The data set appears in a spreadsheet format. Analyses cannot be performed while the data editor is open.

1.3.5 (Optional) Bringing data into R from a space-delimited text file

When using Excel to organize data, it is easiest to bring data into R as .csv files. But data may be computerized through other programs, and R can read data saved through other programs as well. The read.table()function reads data that was saved as a text file (with a .txt extension) through MS Word or other programs, with spaces separating the entries in each line of data. As with Excel files, the data set should be set up with columns representing variables and rows representing subjects, and it is helpful to specify variable names as the first row of the document.

> kidswalk <- read.table("agewalk4R.txt")

The same conventions apply to naming individual variables in the data set, as described in 1.3.3 above.

1.3.6 (Optional) Specifying the default folder for R

In order to import a saved data set into R, R needs to know which directory (or folder) the data set is saved under on your computer. When you use the 'read.csv(file.choose())' command, you can navigate through folders just as you can with most Windows menus. But you can specify the folder that R first open. The steps for setting the default folder in R differ for PCs and Macs, and instructions for both are given below.

The default folder only needs to be set once, and R will continue to look for files in the default folder.

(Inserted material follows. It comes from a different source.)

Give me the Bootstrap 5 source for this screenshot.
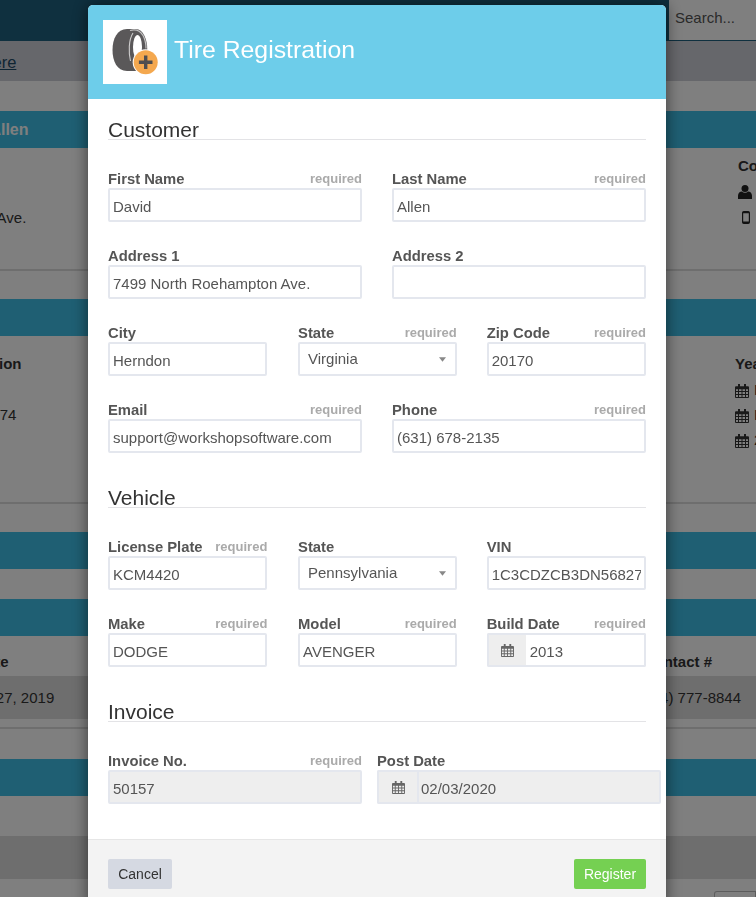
<!DOCTYPE html>
<html lang="en">
<head>
<meta charset="utf-8">
<title>Tire Registration</title>
<link rel="stylesheet" href="https://cdn.jsdelivr.net/npm/bootstrap@5.3.0/dist/css/bootstrap.min.css">
<style>
html,body{height:897px;overflow:hidden}
body{font-family:"Liberation Sans",Arial,sans-serif;font-size:14px;color:#333;background:#fff}
/* page behind the dialog */
.topbar{height:41px;background:#1e607e;justify-content:flex-end}
.searchbox{width:87px;height:40px;background:#fff;color:#555;padding:7px 6px;margin-bottom:1px;font-size:15px}
.linkstrip{height:40px;background:#cdced6;padding-top:9px;font-size:16.500px}
.linkstrip a{color:#1f4a66;margin-left:-57px;display:inline-block}
.band{height:37px;background:#3ebee6;color:#fff;font-weight:700;font-size:16px;padding-top:7px}
.band span{display:inline-block;margin-left:-58px}
.gap30{height:30px}
.gap28{height:28px}
.gap40{height:40px}
.sect-a{height:121px}
.sect-b{height:166px}
.rule{height:2px;background:#ddd}
.pane{display:flex;justify-content:space-between;overflow:hidden;font-size:15px;color:#333}
.strong{font-weight:700}
.sect-a .rightc{width:18px;padding-top:7px;overflow:hidden;white-space:nowrap}
.sect-a .leftc{padding-top:59px;margin-left:-171px;white-space:nowrap}
.sect-a .rightc div{height:25px}
.sect-b .leftc{padding-top:17px;white-space:nowrap;margin-left:-66px}
.sect-b .val{margin-top:28px;margin-left:49px}
.sect-b .rightc{width:21px;padding-top:17px;white-space:nowrap;overflow:hidden}
.sect-b .rightc .cal{height:25px;display:flex;align-items:center;gap:5px}
.sect-b .rightc .cal svg{flex:none;color:#333}
.sect-b .rightc .strong{height:25px}
.tablehead{height:40px;display:flex;justify-content:space-between;font-weight:700;font-size:15px;padding-top:15px;overflow:hidden;white-space:nowrap}
.tablerow{height:43px;background:#ddd;display:flex;justify-content:space-between;font-size:15px;padding-top:11px;overflow:hidden;white-space:nowrap}
.tablehead .l{margin-left:-24px}.tablerow .l{margin-left:-35px}
.tablehead .r{margin-right:44px}.tablerow .r{margin-right:15px}
.shim8{height:8px}
.ghostbtn{height:6px;width:42px;border:1px solid #bbb;border-bottom:0;border-radius:3px 0 0 0;margin:12px 0 0 auto}
/* backdrop + dialog */
.dimmer{position:fixed;inset:0;background:rgba(0,0,0,.5);overflow:hidden;z-index:1050}
.sheet{position:absolute;left:88px;top:5px;width:578px;border:0;border-radius:5px 5px 0 0;background:#fff;box-shadow:0 0 16px rgba(0,0,0,.55);overflow:visible}
.sheet-head{background:#6dcdea;padding:15px;border:0;border-radius:5px 5px 0 0;justify-content:flex-start;gap:7px}
.logo-tile{width:64px;height:64px;background:#fff;flex:none}
.sheet-title{color:#fff;font-size:24.800px;line-height:1;margin:0 0 4px;font-weight:400}
.sheet-body{padding:20px 20px 12px}
.sec-h{font-size:21px;line-height:22px;height:21px;font-weight:400;color:#333;border-bottom:1px solid #e3e3e6;margin:0 0 28px}
.sec-h.later{margin-top:11px}
.frow{--bs-gutter-x:30px;--bs-gutter-y:0}
.fgroup{margin-bottom:23px}
.midcol{padding-left:15.700px}
.flabel{display:flex;justify-content:space-between;align-items:flex-start;height:20px;margin:0;font-weight:700;font-size:14.800px;line-height:22px;color:#555}
.flabel i{font-style:normal;font-size:13px;color:#aaa;line-height:21px}
.fctl{height:34px;border:2px solid #e4e7ee;border-radius:2px;padding:5px 3px 3px;font-size:15px;line-height:22px;color:#555;background-color:#fff;box-shadow:none}
.fctl:disabled{background:#eee;color:#555;opacity:1}
.fsel{padding:3px 8px;background-size:7px 5px;background-position:right 9px center;background-image:url("data:image/svg+xml,%3Csvg xmlns='http://www.w3.org/2000/svg' viewBox='0 0 8 5'%3E%3Cpath fill='%23888' d='M0 0h8L4 5z'/%3E%3C/svg%3E")}
.fadd{height:34px;width:40px;justify-content:center;background:#eee;border:2px solid #e4e7ee;border-right:0;border-radius:2px 0 0 2px;padding:0}
.fgrp .fctl{border-left-width:0;border-radius:0 2px 2px 0;padding-left:4px}
.fgrp .fctl:disabled{border-left:2px solid #e4e7ee;padding-left:2px;margin-left:0!important}
.wide-end{padding-left:0;padding-right:0}
.sheet-foot{background:#f3f3f3;border-top:1px solid #e6e6e6;padding:19px 20px 20px;justify-content:space-between;border-radius:0}
.sheet-foot .btn{height:30px;margin:0;padding:0;font-size:14px;border-radius:2px;border:0}
.btn-quit{width:64px;background:#d5d9e2;color:#333}
.btn-save{width:72px;background:#75d052;color:#fff}
.calglyph{color:#666}
</style>
</head>
<body>
<svg width="0" height="0" class="d-block" aria-hidden="true">
  <symbol id="cal" viewBox="0 0 14 14"><path fill="currentColor" fill-rule="evenodd" d="M3 0h2v2.200h4V0h2v2.200h2a1 1 0 0 1 1 1V13a1 1 0 0 1-1 1H1a1 1 0 0 1-1-1V3.200a1 1 0 0 1 1-1h2zM1 5.200V7h2V5.200zm3 0V7h2.500V5.200zm3.500 0V7H10V5.200zm3.500 0V7h2V5.200zM1 8v2h2V8zm3 0v2h2.500V8zm3.500 0v2H10V8zm3.500 0v2h2V8zM1 11v2h2v-2zm3 0v2h2.500v-2zm3.500 0v2H10v-2zm3.500 0v2h2v-2z"/></symbol>
</svg>

<nav class="d-flex topbar"><div class="searchbox">Search...</div></nav>
<div class="linkstrip"><a href="#">Click here</a></div>
<div class="gap30"></div>
<div class="band"><span>David Allen</span></div>
<div class="pane sect-a">
  <div class="leftc">7499 North Roehampton Ave.</div>
  <div class="rightc">
    <div class="strong">Contact</div>
    <div><svg width="14" height="14" viewBox="0 0 14 14"><circle cx="7" cy="3.600" r="3.500" fill="#222"/><path fill="#222" d="M0 14v-3.200C0 8 2 6.500 3.800 6.500 4.800 7.300 5.900 7.700 7 7.700s2.200-.4 3.200-1.200C12 6.500 14 8 14 10.800V14z"/></svg></div>
    <div class="ps-1"><svg width="8" height="13" viewBox="0 0 8 13"><rect x=".6" y=".6" width="6.800" height="11.800" rx="1.200" fill="none" stroke="#222" stroke-width="1.200"/><path fill="#222" d="M1 1h6v1.200H1zM1 10.500h6v1.500H1z"/></svg></div>
  </div>
</div>
<div class="rule"></div>
<div class="gap28"></div>
<div class="band"></div>
<div class="pane sect-b">
  <div class="leftc"><div class="strong">Registration</div><div class="val">1874</div></div>
  <div class="rightc">
    <div class="strong">Year</div>
    <div class="cal"><svg width="14" height="14"><use href="#cal"/></svg>N</div>
    <div class="cal"><svg width="14" height="14"><use href="#cal"/></svg>N</div>
    <div class="cal"><svg width="14" height="14"><use href="#cal"/></svg>2</div>
  </div>
</div>
<div class="rule"></div>
<div class="gap28"></div>
<div class="band"></div>
<div class="gap30"></div>
<div class="band"></div>
<div class="tablehead"><span class="l">Date</span><span class="r">Contact #</span></div>
<div class="tablerow"><span class="l">Nov 27, 2019</span><span class="r">(614) 777-8844</span></div>
<div class="shim8"></div>
<div class="rule"></div>
<div class="gap30"></div>
<div class="band"></div>
<div class="gap40"></div>
<div class="tablerow"></div>
<div class="ghostbtn"></div>

<div class="dimmer">
  <div class="modal-content sheet">
    <div class="modal-header sheet-head">
      <div class="logo-tile">
        <svg width="64" height="64" viewBox="0 0 64 64">
          <path fill="#5a5859" d="M24 9C14 9 9.500 19 9.500 30S14 51 24 51h9c7 0 11.300-10 11.300-21S40 9 33 9z"/>
          <ellipse cx="34.500" cy="27" rx="4.500" ry="12" fill="#fff"/>
          <path fill="none" stroke="#c4c3c3" stroke-width="1.200" d="M27 10.500c5-1.500 10 0 13 5 2 3.500 3 8 3 13"/>
          <path fill="none" stroke="#cfcece" stroke-width="1.100" d="M27.500 41c-2-9-2-21 2.500-28"/>
          <circle cx="42.700" cy="42.300" r="13" fill="#fff"/>
          <circle cx="42.700" cy="42.300" r="12" fill="#f4a84f"/>
          <path fill="#4f4e50" d="M41 35.500h3.400V40.600h5.100V44h-5.100v5.100H41V44h-5.100v-3.400H41z"/>
        </svg>
      </div>
      <h1 class="sheet-title">Tire Registration</h1>
    </div>
    <div class="modal-body sheet-body">
      <h2 class="sec-h">Customer</h2>
      <div class="row frow">
        <div class="col-6 fgroup"><label class="flabel">First Name <i>required</i></label><input class="form-control fctl" value="David"></div>
        <div class="col-6 fgroup"><label class="flabel">Last Name <i>required</i></label><input class="form-control fctl" value="Allen"></div>
        <div class="col-6 fgroup"><label class="flabel">Address 1</label><input class="form-control fctl" value="7499 North Roehampton Ave."></div>
        <div class="col-6 fgroup"><label class="flabel">Address 2</label><input class="form-control fctl" value=""></div>
        <div class="col-4 fgroup"><label class="flabel">City</label><input class="form-control fctl" value="Herndon"></div>
        <div class="col-4 fgroup midcol"><label class="flabel">State <i>required</i></label><select class="form-select fctl fsel"><option>Virginia</option></select></div>
        <div class="col-4 fgroup"><label class="flabel">Zip Code <i>required</i></label><input class="form-control fctl" value="20170"></div>
        <div class="col-6 fgroup"><label class="flabel">Email <i>required</i></label><input class="form-control fctl" value="support@workshopsoftware.com"></div>
        <div class="col-6 fgroup"><label class="flabel">Phone <i>required</i></label><input class="form-control fctl" value="(631) 678-2135"></div>
      </div>
      <h2 class="sec-h later">Vehicle</h2>
      <div class="row frow">
        <div class="col-4 fgroup"><label class="flabel">License Plate <i>required</i></label><input class="form-control fctl" value="KCM4420"></div>
        <div class="col-4 fgroup midcol"><label class="flabel">State</label><select class="form-select fctl fsel"><option>Pennsylvania</option></select></div>
        <div class="col-4 fgroup"><label class="flabel">VIN</label><input class="form-control fctl" value="1C3CDZCB3DN568274"></div>
        <div class="col-4 fgroup"><label class="flabel">Make <i>required</i></label><input class="form-control fctl" value="DODGE"></div>
        <div class="col-4 fgroup midcol"><label class="flabel">Model <i>required</i></label><input class="form-control fctl" value="AVENGER"></div>
        <div class="col-4 fgroup"><label class="flabel">Build Date <i>required</i></label>
          <div class="input-group fgrp"><span class="input-group-text fadd"><svg class="calglyph" width="13" height="13"><use href="#cal"/></svg></span><input class="form-control fctl" value="2013"></div></div>
      </div>
      <h2 class="sec-h later">Invoice</h2>
      <div class="row frow">
        <div class="col-6 fgroup"><label class="flabel">Invoice No. <i>required</i></label><input class="form-control fctl" value="50157" disabled></div>
        <div class="col-6 fgroup wide-end"><label class="flabel">Post Date</label>
          <div class="input-group fgrp"><span class="input-group-text fadd"><svg class="calglyph" width="13" height="13"><use href="#cal"/></svg></span><input class="form-control fctl" value="02/03/2020" disabled></div></div>
      </div>
    </div>
    <div class="modal-footer sheet-foot">
      <button type="button" class="btn btn-quit">Cancel</button>
      <button type="button" class="btn btn-save">Register</button>
    </div>
  </div>
</div>
<script src="https://cdn.jsdelivr.net/npm/bootstrap@5.3.0/dist/js/bootstrap.bundle.min.js"></script>
</body>
</html>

The default folder for R can be over-written for a single session. After starting R, click on the 'File' menu in the R screen, then select 'Change dir', and specify the directory to be used for this session. R will look for files in this directory for the current session, but will go back to the default directory in future sessions. However, if you 'save the workspace', and the start R by clicking on the saved workspace, settings can be carried over to future sessions.